What the task asks
Read through the data and report every line in which the word "with" occurs.
-- START Entries shown --
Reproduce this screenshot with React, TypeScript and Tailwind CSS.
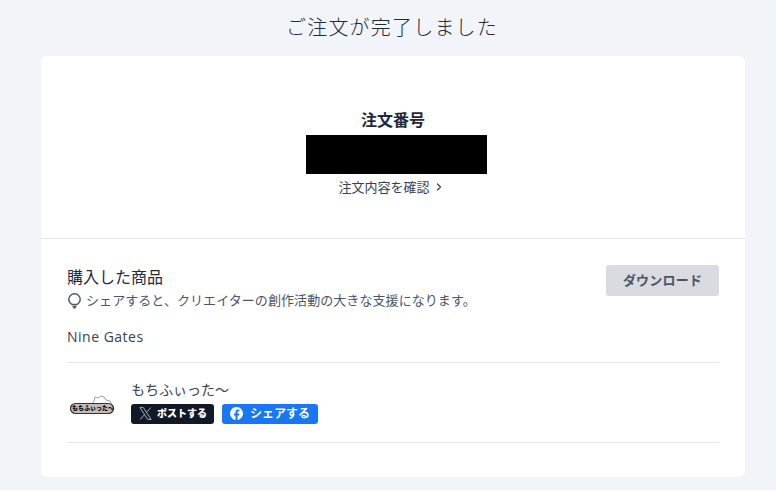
import { ChevronRight } from 'lucide-react';

const fontStack = "font-['Open_Sans','Noto_Sans_CJK_JP',sans-serif]";

function ShopLogo() {
  return (
    <div className="relative w-[44px] h-[20px]">
      <svg width="44" height="20" viewBox="0 0 44 20" className="absolute left-0 top-0">
        <path d="M22 9 l2-3 l1-4 l3 1 l3-2 l3 1 l2 3 l4 1 l2 4 Z" fill="#fff" stroke="#777" strokeWidth="0.7" />
        <rect x="0.5" y="8.5" width="43" height="10" rx="5" fill="#bdbdbd" stroke="#333" strokeWidth="1.2" />
      </svg>
      <span className="absolute left-[2px] top-[8px] text-[6px] leading-[11px] font-black text-black whitespace-nowrap">
        もちふぃった〜
      </span>
    </div>
  );
}

export default function App() {
  return (
    <div className={`w-[776px] h-[490px] overflow-hidden bg-[#f1f5f9] text-[#1f2937] ${fontStack}`}>
      <h1 className="h-[56px] pt-[12px] pl-[8px] text-center text-[20px] leading-[32px] tracking-[1.2px] font-light text-[#1f2937]">
        ご注文が完了しました
      </h1>

      <div className="ml-[41px] w-[704px] h-[421px] bg-white rounded-md">
        <div className="h-[183px] pt-[54px] flex flex-col items-center border-b border-[#e5e7eb]">
          <p className="text-[16px] leading-[21px] font-bold text-[#1f2937]">注文番号</p>
          <div className="mt-[4px] ml-[7px] w-[181px] h-[39px] bg-black" />
          <a className="mt-[3px] mr-[3px] flex items-center text-[13px] leading-[20px] text-[#374151]">
            注文内容を確認
            <ChevronRight size={12} strokeWidth={2.5} className="ml-[3px]" />
          </a>
        </div>

        <div className="px-[26px]">
          <div className="flex justify-between pt-[26px]">
            <div>
              <h2 className="text-[16px] leading-[24px] mb-[2px] text-[#1f2937]">購入した商品</h2>
              <p className="flex items-center text-[13px] leading-[18px] tracking-[0.07px] text-[#4b5563]">
                <svg width="15" height="16" viewBox="0 0 15 16" fill="none" stroke="#4b5563" strokeWidth="1.4" className="mr-[4px] mt-[2px]">
                  <path d="M5 11.5 C3.5 10.5 1.8 9 1.8 6.5 a5.7 5.7 0 0 1 11.4 0 C13.2 9 11.5 10.5 10 11.5 Z" />
                  <path d="M5.5 13.5 h4 M6.5 15 h2" />
                </svg>
                シェアすると、クリエイターの創作活動の大きな支援になります。
              </p>
            </div>
            <button className="w-[113px] h-[31px] rounded-[3px] bg-[#d9dbe0] text-[13px] tracking-[0.2px] font-bold text-[#4b5563]">
              ダウンロード
            </button>
          </div>

          <p className="mt-[18px] text-[14px] tracking-[0.5px] leading-[20px] text-[#374151]">Nine Gates</p>

          <div className="mt-[15px] h-[81px] border-y border-[#e5e7eb] flex items-center">
            <div className="w-[64px] pl-[3px] pt-[4px]">
              <ShopLogo />
            </div>
            <div className="pb-[2px]">
              <p className="text-[14px] leading-[20px] text-[#374151]">もちふぃった〜</p>
              <div className="mt-[4px] flex gap-[8px]">
                <a className="w-[83px] h-[20px] rounded-[3px] bg-[#111827] flex items-center justify-center text-white text-[10px] font-black">
                  <svg width="15" height="15" viewBox="0 0 24 24" fill="none" stroke="#c9ccd1" strokeWidth="1.3" className="mr-[4px]">
                    <path d="M3 2.5 h5.5 L21 21.5 h-5.5 Z" />
                    <path d="M20.5 2.5 L13.2 10.6 M10.6 13.4 L3.5 21.5" />
                  </svg>
                  ポストする
                </a>
                <a className="w-[96px] h-[20px] rounded-[3px] bg-[#1877f2] flex items-center justify-center text-white text-[12px] font-bold">
                  <svg width="13" height="13" viewBox="0 0 24 24" fill="currentColor" className="mr-[7px]">
                    <path d="M24 12.07C24 5.4 18.63 0 12 0S0 5.4 0 12.07c0 6.03 4.39 11.02 10.13 11.93v-8.44H7.08v-3.49h3.05V9.41c0-3.03 1.79-4.7 4.53-4.7 1.31 0 2.68.24 2.68.24v2.97h-1.51c-1.49 0-1.96.93-1.96 1.89v2.26h3.33l-.53 3.49h-2.8V24C19.61 23.09 24 18.1 24 12.07z" />
                  </svg>
                  シェアする
                </a>
              </div>
            </div>
          </div>
        </div>
      </div>
    </div>
  );
}
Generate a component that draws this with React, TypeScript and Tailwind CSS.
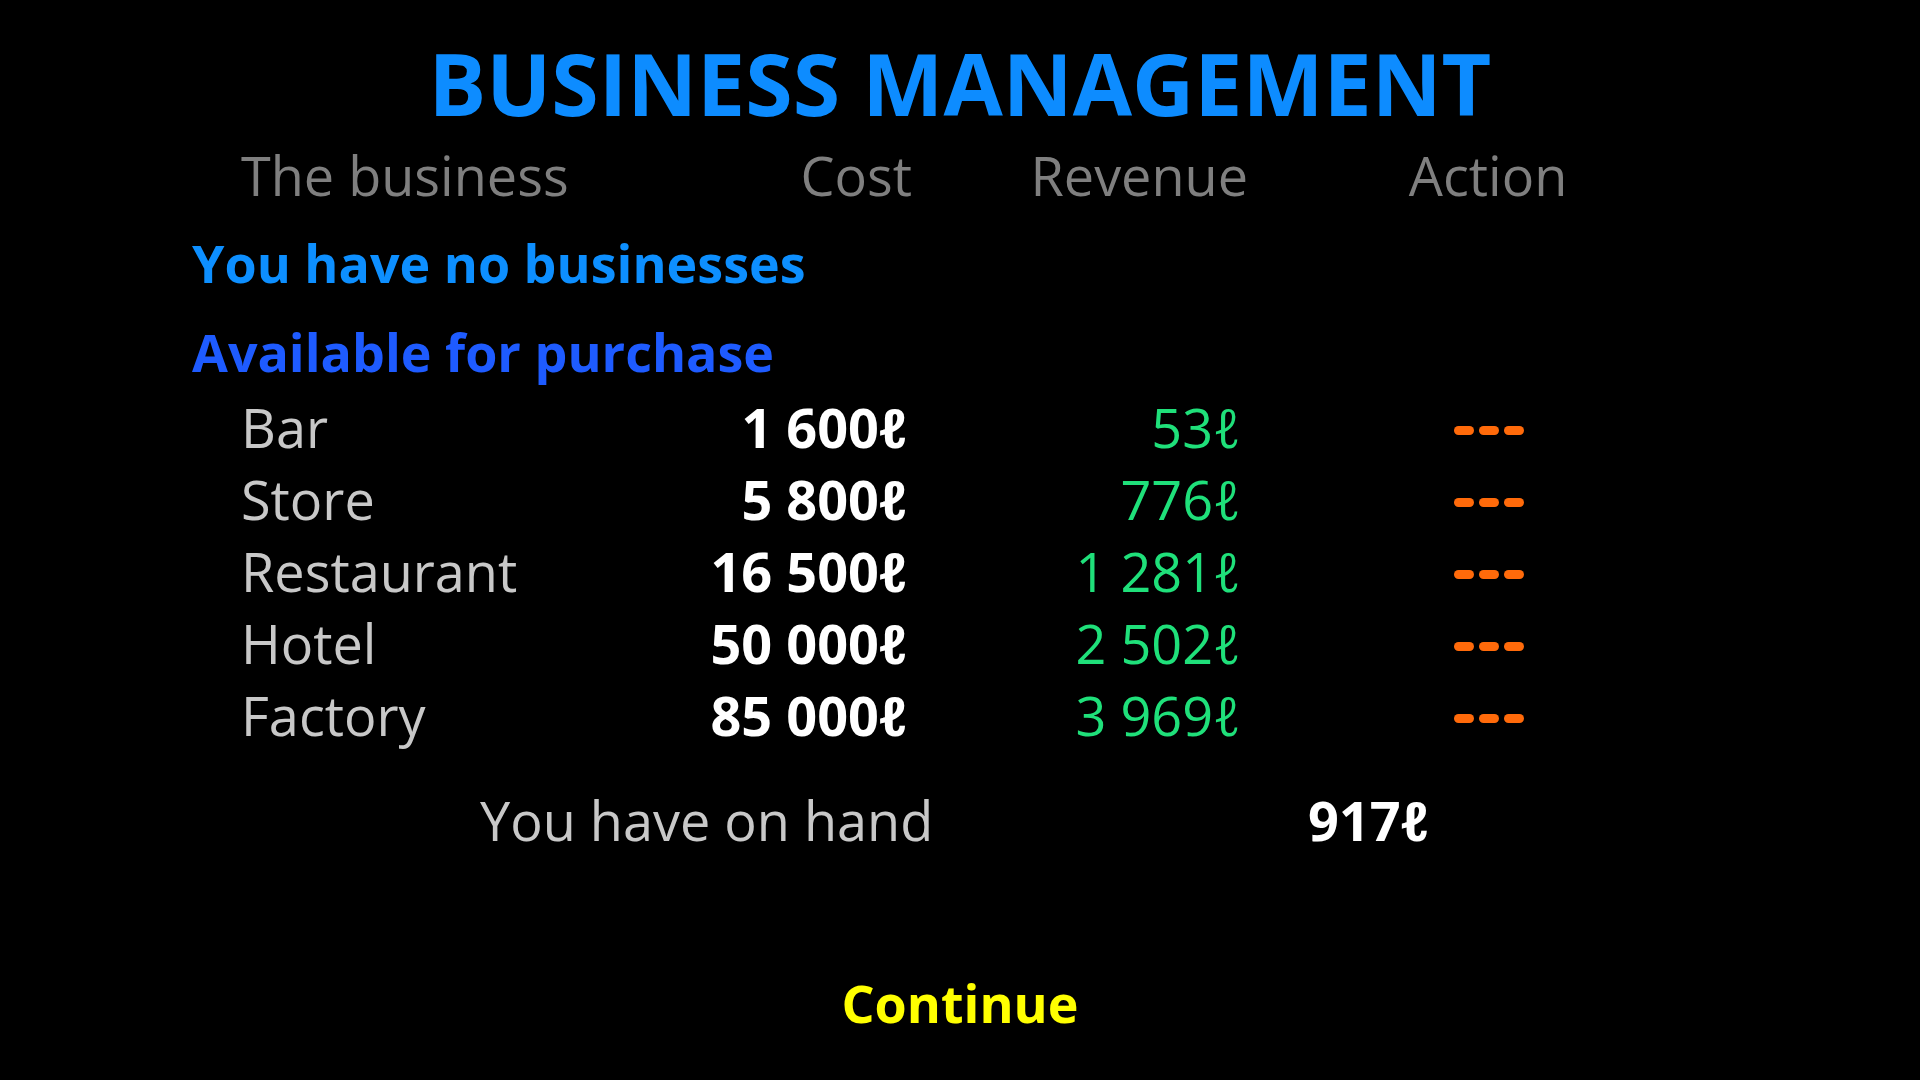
-- END Entries shown --
Solution
Reproduce this screenshot with React, TypeScript and Tailwind CSS.
Generate a component that draws this with React, TypeScript and Tailwind CSS.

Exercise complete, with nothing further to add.